- **Problem statement**: Count every line that holds the string "components", then give that number alone.

#### Data for processing ####

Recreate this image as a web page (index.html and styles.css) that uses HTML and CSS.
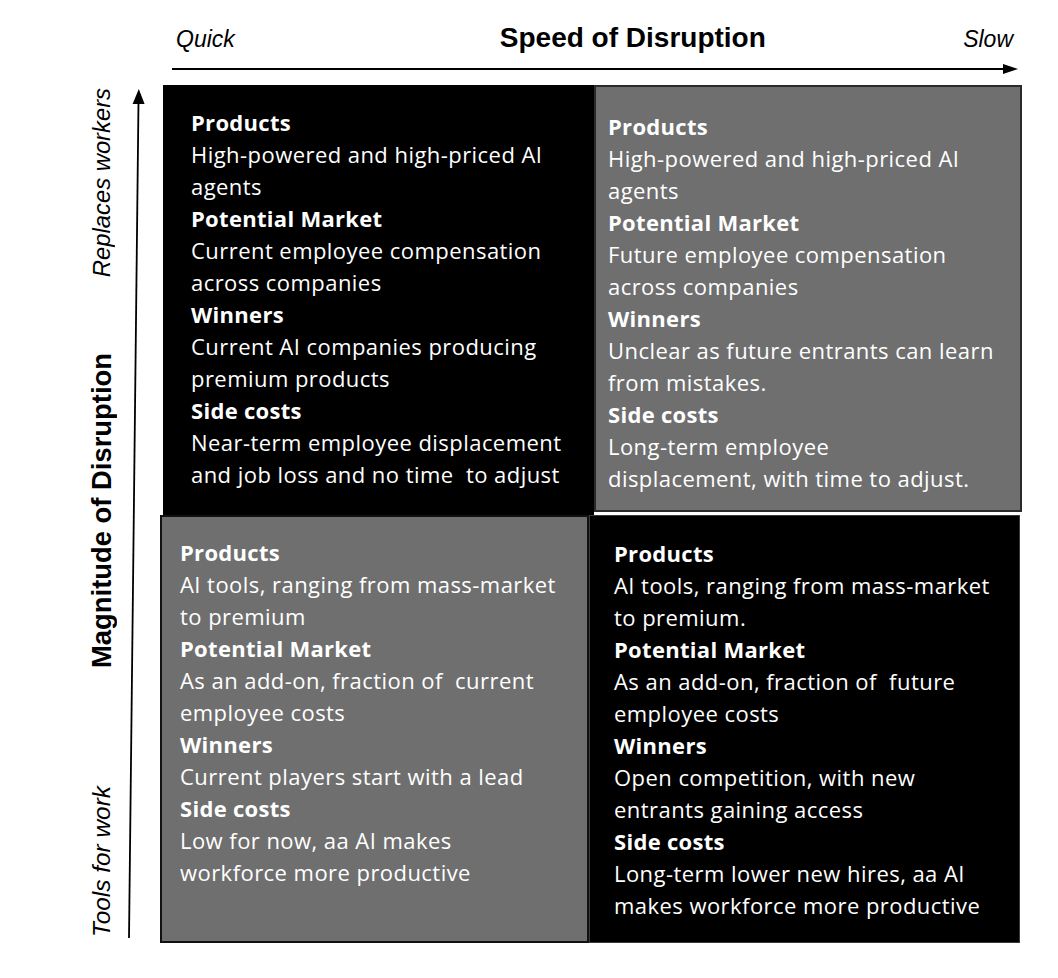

####
#### Data for processing ####

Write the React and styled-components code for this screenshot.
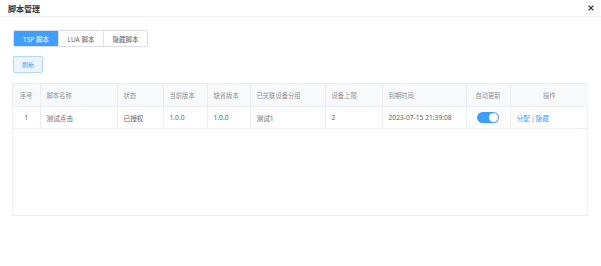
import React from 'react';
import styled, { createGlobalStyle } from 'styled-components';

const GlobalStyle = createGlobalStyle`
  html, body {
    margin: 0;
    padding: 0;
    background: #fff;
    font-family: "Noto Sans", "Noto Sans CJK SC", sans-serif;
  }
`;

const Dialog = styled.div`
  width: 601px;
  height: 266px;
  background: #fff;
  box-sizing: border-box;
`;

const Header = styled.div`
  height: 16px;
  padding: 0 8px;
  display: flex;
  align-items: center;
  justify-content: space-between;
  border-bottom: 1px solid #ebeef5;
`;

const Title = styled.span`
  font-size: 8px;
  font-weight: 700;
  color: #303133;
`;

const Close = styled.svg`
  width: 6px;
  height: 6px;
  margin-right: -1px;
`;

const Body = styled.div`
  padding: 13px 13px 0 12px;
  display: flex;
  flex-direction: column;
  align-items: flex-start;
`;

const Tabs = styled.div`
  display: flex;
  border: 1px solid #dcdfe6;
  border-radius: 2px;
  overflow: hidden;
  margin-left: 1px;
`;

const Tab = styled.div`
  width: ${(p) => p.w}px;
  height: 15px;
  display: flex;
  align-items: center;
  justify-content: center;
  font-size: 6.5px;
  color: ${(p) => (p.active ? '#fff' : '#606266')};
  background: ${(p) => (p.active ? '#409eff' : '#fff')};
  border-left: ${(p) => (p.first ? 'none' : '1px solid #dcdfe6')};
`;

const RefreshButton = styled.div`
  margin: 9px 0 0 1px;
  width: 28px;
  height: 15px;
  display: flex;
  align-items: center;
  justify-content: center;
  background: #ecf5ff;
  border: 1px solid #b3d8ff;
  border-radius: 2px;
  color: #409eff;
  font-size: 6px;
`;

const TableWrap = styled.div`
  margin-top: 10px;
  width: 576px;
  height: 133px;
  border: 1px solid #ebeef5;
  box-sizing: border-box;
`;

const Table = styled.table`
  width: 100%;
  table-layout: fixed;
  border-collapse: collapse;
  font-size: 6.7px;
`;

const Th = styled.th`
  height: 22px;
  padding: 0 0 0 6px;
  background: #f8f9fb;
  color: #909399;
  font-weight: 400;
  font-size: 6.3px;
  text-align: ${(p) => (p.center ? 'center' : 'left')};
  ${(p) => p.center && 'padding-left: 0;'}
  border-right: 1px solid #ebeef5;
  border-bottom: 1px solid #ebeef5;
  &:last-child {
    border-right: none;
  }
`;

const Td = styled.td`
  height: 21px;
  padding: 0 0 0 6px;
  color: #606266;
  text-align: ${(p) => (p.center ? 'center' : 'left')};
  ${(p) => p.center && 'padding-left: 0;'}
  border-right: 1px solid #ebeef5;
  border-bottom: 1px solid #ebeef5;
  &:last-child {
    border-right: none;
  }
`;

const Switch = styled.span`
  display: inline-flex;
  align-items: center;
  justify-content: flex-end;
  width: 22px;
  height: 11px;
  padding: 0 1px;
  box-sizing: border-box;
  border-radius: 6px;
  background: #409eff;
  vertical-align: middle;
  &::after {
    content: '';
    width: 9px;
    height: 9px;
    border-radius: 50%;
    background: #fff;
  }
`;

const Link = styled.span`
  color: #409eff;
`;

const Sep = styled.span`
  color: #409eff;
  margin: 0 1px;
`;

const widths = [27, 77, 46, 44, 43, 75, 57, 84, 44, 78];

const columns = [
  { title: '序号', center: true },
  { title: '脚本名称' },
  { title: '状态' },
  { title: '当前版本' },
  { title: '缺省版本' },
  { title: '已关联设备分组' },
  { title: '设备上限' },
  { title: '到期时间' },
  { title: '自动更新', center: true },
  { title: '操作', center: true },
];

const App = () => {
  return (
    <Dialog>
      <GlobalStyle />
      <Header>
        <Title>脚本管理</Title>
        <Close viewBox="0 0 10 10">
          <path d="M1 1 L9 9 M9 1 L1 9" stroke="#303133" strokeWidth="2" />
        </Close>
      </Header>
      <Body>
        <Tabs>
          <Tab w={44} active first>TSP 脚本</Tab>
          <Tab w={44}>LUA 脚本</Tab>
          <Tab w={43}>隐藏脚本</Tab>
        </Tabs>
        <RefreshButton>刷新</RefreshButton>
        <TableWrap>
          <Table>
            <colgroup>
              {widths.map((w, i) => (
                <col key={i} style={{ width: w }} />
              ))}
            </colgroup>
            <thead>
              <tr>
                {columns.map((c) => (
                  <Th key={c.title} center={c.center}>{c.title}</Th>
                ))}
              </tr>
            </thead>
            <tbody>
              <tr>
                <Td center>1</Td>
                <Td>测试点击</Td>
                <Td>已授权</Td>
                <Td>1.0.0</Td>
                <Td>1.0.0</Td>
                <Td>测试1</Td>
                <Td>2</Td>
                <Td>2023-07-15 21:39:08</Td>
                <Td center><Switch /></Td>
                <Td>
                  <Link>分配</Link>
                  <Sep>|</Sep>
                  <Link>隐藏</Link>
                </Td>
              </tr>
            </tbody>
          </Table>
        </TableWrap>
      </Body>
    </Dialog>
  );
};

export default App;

####

- **Finished answer**: 2